* PROVIDED ENTRIES
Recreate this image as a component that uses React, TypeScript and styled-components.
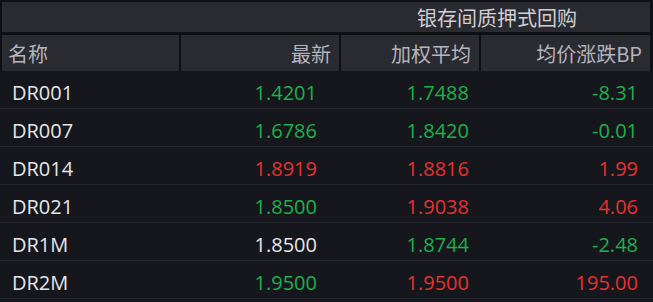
import React from "react"
import styled, { createGlobalStyle } from "styled-components"

const colors = {
  frame: "#0f1014",
  bar: "#2a2a31",
  body: "#15171c",
  line: "#22252b",
  head: "#b4b4bc",
  name: "#e6e6ea",
  up: "#e8302f",
  down: "#1fb04a",
  flat: "#e6e6ea",
}

type Trend = "up" | "down" | "flat"

const rows: { name: string; last: [string, Trend]; avg: [string, Trend]; bp: [string, Trend] }[] = [
  { name: "DR001", last: ["1.4201", "down"], avg: ["1.7488", "down"], bp: ["-8.31", "down"] },
  { name: "DR007", last: ["1.6786", "down"], avg: ["1.8420", "down"], bp: ["-0.01", "down"] },
  { name: "DR014", last: ["1.8919", "up"], avg: ["1.8816", "up"], bp: ["1.99", "up"] },
  { name: "DR021", last: ["1.8500", "down"], avg: ["1.9038", "up"], bp: ["4.06", "up"] },
  { name: "DR1M", last: ["1.8500", "flat"], avg: ["1.8744", "down"], bp: ["-2.48", "down"] },
  { name: "DR2M", last: ["1.9500", "down"], avg: ["1.9500", "up"], bp: ["195.00", "up"] },
]

const App = () => {
  return (
    <>
      <GlobalStyle />
      <Board>
        <Top>
          <TitleBar>
            <Title>银存间质押式回购</Title>
          </TitleBar>
          <HeaderRow>
            <HeadCell $align="left">名称</HeadCell>
            <HeadCell>最新</HeadCell>
            <HeadCell>加权平均</HeadCell>
            <HeadCell>均价涨跌BP</HeadCell>
          </HeaderRow>
        </Top>
        {rows.map((r) => (
          <Row key={r.name}>
            <Name>{r.name}</Name>
            <Value $trend={r.last[1]} $pad={24}>{r.last[0]}</Value>
            <Value $trend={r.avg[1]} $pad={12}>{r.avg[0]}</Value>
            <Value $trend={r.bp[1]} $pad={12}>{r.bp[0]}</Value>
          </Row>
        ))}
      </Board>
    </>
  )
}
export default App

const GlobalStyle = createGlobalStyle`
  html, body {
    margin: 0;
    padding: 0;
    background: ${colors.body};
  }
  body {
    font-family: "Open Sans", "Noto Sans CJK SC", sans-serif;
  }
`

const Board = styled.div`
  width: 653px;
  height: 302px;
  background: ${colors.body};
  overflow: hidden;
`

const Top = styled.div`
  background: ${colors.frame};
  padding: 2px 3px 0 2px;
  display: flex;
  flex-direction: column;
  gap: 3px;
`

const TitleBar = styled.div`
  height: 30px;
  background: ${colors.bar};
  display: grid;
  grid-template-columns: 337px 1fr;
`

const Title = styled.div`
  grid-column: 2;
  display: flex;
  align-items: center;
  justify-content: center;
  color: #cfcfd4;
  font-size: 20px;
  font-family: "Noto Sans CJK SC", sans-serif;
  padding-left: 5px;
`

const HeaderRow = styled.div`
  height: 36px;
  display: grid;
  grid-template-columns: 177px 158px 138px 1fr;
  gap: 2px;
`

const HeadCell = styled.div<{ $align?: "left" | "right" }>`
  background: ${colors.bar};
  color: ${colors.head};
  font-size: 20px;
  font-family: "Noto Sans CJK SC", sans-serif;
  display: flex;
  align-items: center;
  justify-content: ${(p) => (p.$align === "left" ? "flex-start" : "flex-end")};
  padding: 0 8px 0 6px;
  white-space: nowrap;
`

const Row = styled.div`
  box-sizing: border-box;
  height: 38px;
  border-bottom: 1px solid ${colors.line};
  display: grid;
  grid-template-columns: 179px 160px 140px 1fr;
  padding: 5px 3px 0 2px;
  align-items: center;
  font-size: 20px;
`

const Name = styled.div`
  color: ${colors.name};
  padding-left: 10px;
`

const Value = styled.div<{ $trend: Trend; $pad: number }>`
  color: ${(p) => colors[p.$trend]};
  text-align: right;
  padding-right: ${(p) => p.$pad}px;
`
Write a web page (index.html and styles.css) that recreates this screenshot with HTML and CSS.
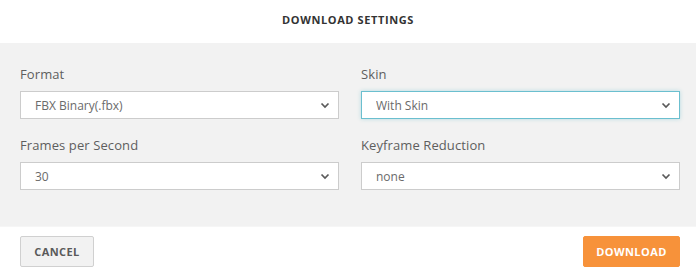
FILE: index.html
```html
<!DOCTYPE html>
<html lang="en">
<head>
    <meta charset="UTF-8">
    <meta name="viewport" content="width=device-width, initial-scale=1.0">
    <title>Download settings</title>
    <link rel="stylesheet" href="styles.css">
</head>
<body>
    <div class="dialog" role="dialog" aria-labelledby="dialogTitle">
        <div class="dialog-header">
            <h1 id="dialogTitle">Download settings</h1>
        </div>

        <form class="dialog-body" id="settingsForm">
            <div class="form-group">
                <label for="format">Format</label>
                <div class="select-wrap">
                    <select id="format" name="format">
                        <option>FBX Binary(.fbx)</option>
                        <option>FBX ASCII(.fbx)</option>
                        <option>Collada(.dae)</option>
                    </select>
                    <svg class="chevron" width="10" height="7" viewBox="0 0 10 7"><path d="M1.5 1.5 L5 5 L8.5 1.5" fill="none" stroke="#5a5a5a" stroke-width="1.7"/></svg>
                </div>
            </div>

            <div class="form-group">
                <label for="skin">Skin</label>
                <div class="select-wrap">
                    <select id="skin" name="skin" class="is-focused">
                        <option>With Skin</option>
                        <option>Without Skin</option>
                    </select>
                    <svg class="chevron" width="10" height="7" viewBox="0 0 10 7"><path d="M1.5 1.5 L5 5 L8.5 1.5" fill="none" stroke="#5a5a5a" stroke-width="1.7"/></svg>
                </div>
            </div>

            <div class="form-group">
                <label for="fps">Frames per Second</label>
                <div class="select-wrap">
                    <select id="fps" name="fps">
                        <option>30</option>
                        <option>24</option>
                        <option>60</option>
                    </select>
                    <svg class="chevron" width="10" height="7" viewBox="0 0 10 7"><path d="M1.5 1.5 L5 5 L8.5 1.5" fill="none" stroke="#5a5a5a" stroke-width="1.7"/></svg>
                </div>
            </div>

            <div class="form-group">
                <label for="reduction">Keyframe Reduction</label>
                <div class="select-wrap">
                    <select id="reduction" name="reduction">
                        <option>none</option>
                        <option>uniform</option>
                    </select>
                    <svg class="chevron" width="10" height="7" viewBox="0 0 10 7"><path d="M1.5 1.5 L5 5 L8.5 1.5" fill="none" stroke="#5a5a5a" stroke-width="1.7"/></svg>
                </div>
            </div>
        </form>

        <div class="dialog-footer">
            <button type="button" class="btn btn-cancel">Cancel</button>
            <button type="submit" form="settingsForm" class="btn btn-download">Download</button>
        </div>
    </div>
</body>
</html>
```

FILE: styles.css
```css
body {
    margin: 0;
    font-family: "Open Sans", "Liberation Sans", sans-serif;
    background-color: #fff;
    color: #555;
}
.dialog {
    width: 696px;
    height: 278px;
    display: flex;
    flex-direction: column;
}
.dialog-header {
    height: 43px;
    display: flex;
    align-items: center;
    justify-content: center;
    background-color: #fff;
}
.dialog-header h1 {
    margin: 0;
    font-size: 11px;
    font-weight: 700;
    letter-spacing: 0.6px;
    text-transform: uppercase;
    color: #333;
    position: relative;
    top: -2px;
}
.dialog-body {
    background-color: #f2f2f2;
    padding: 22px 16px 36px 20px;
    display: grid;
    grid-template-columns: 319px 319px;
    column-gap: 22px;
    row-gap: 17px;
}
.form-group label {
    display: block;
    font-size: 13px;
    line-height: 18px;
    margin-bottom: 8px;
    color: #5e5e5e;
    letter-spacing: 0.1px;
}
.select-wrap {
    position: relative;
}
select {
    appearance: none;
    -webkit-appearance: none;
    display: block;
    width: 100%;
    height: 28px;
    margin: 0;
    padding: 0 30px 0 14px;
    border: 1px solid #ccc;
    border-radius: 0;
    background-color: #fff;
    font-family: inherit;
    font-size: 12px;
    color: #6a6a6a;
    box-sizing: border-box;
    outline: none;
}
select.is-focused,
select:focus {
    border-color: #6bbfcf;
    box-shadow: 0 0 4px rgba(107, 191, 207, 0.45);
}
.chevron {
    position: absolute;
    right: 9px;
    top: 11px;
    pointer-events: none;
}
.dialog-footer {
    flex: 1;
    background-color: #fff;
    border-top: 1px solid #f6f6f6;
    display: flex;
    justify-content: space-between;
    align-items: flex-start;
    padding: 9px 16px 0 20px;
}
.btn {
    height: 31px;
    border-radius: 2px;
    font-family: inherit;
    font-size: 11px;
    font-weight: 700;
    text-transform: uppercase;
    letter-spacing: 0.4px;
    cursor: pointer;
}
.btn-cancel {
    width: 74px;
    background-color: #f2f2f2;
    border: 1px solid #d0d0d0;
    color: #5a5a5a;
}
.btn-download {
    width: 97px;
    background-color: #f7923a;
    border: 1px solid #f7923a;
    color: #fff;
}
.btn-download:hover {
    background-color: #ee8428;
}
```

* WHAT IS NEEDED
Please restate the material above line by line, exactly, beginning at its first line and ending with the line that contains "export default App", without any pictures.

* COMPLETE ANSWER
Recreate this image as a component that uses React, TypeScript and styled-components.
import React from "react"
import styled, { createGlobalStyle } from "styled-components"

const colors = {
  frame: "#0f1014",
  bar: "#2a2a31",
  body: "#15171c",
  line: "#22252b",
  head: "#b4b4bc",
  name: "#e6e6ea",
  up: "#e8302f",
  down: "#1fb04a",
  flat: "#e6e6ea",
}

type Trend = "up" | "down" | "flat"

const rows: { name: string; last: [string, Trend]; avg: [string, Trend]; bp: [string, Trend] }[] = [
  { name: "DR001", last: ["1.4201", "down"], avg: ["1.7488", "down"], bp: ["-8.31", "down"] },
  { name: "DR007", last: ["1.6786", "down"], avg: ["1.8420", "down"], bp: ["-0.01", "down"] },
  { name: "DR014", last: ["1.8919", "up"], avg: ["1.8816", "up"], bp: ["1.99", "up"] },
  { name: "DR021", last: ["1.8500", "down"], avg: ["1.9038", "up"], bp: ["4.06", "up"] },
  { name: "DR1M", last: ["1.8500", "flat"], avg: ["1.8744", "down"], bp: ["-2.48", "down"] },
  { name: "DR2M", last: ["1.9500", "down"], avg: ["1.9500", "up"], bp: ["195.00", "up"] },
]

const App = () => {
  return (
    <>
      <GlobalStyle />
      <Board>
        <Top>
          <TitleBar>
            <Title>银存间质押式回购</Title>
          </TitleBar>
          <HeaderRow>
            <HeadCell $align="left">名称</HeadCell>
            <HeadCell>最新</HeadCell>
            <HeadCell>加权平均</HeadCell>
            <HeadCell>均价涨跌BP</HeadCell>
          </HeaderRow>
        </Top>
        {rows.map((r) => (
          <Row key={r.name}>
            <Name>{r.name}</Name>
            <Value $trend={r.last[1]} $pad={24}>{r.last[0]}</Value>
            <Value $trend={r.avg[1]} $pad={12}>{r.avg[0]}</Value>
            <Value $trend={r.bp[1]} $pad={12}>{r.bp[0]}</Value>
          </Row>
        ))}
      </Board>
    </>
  )
}
export default App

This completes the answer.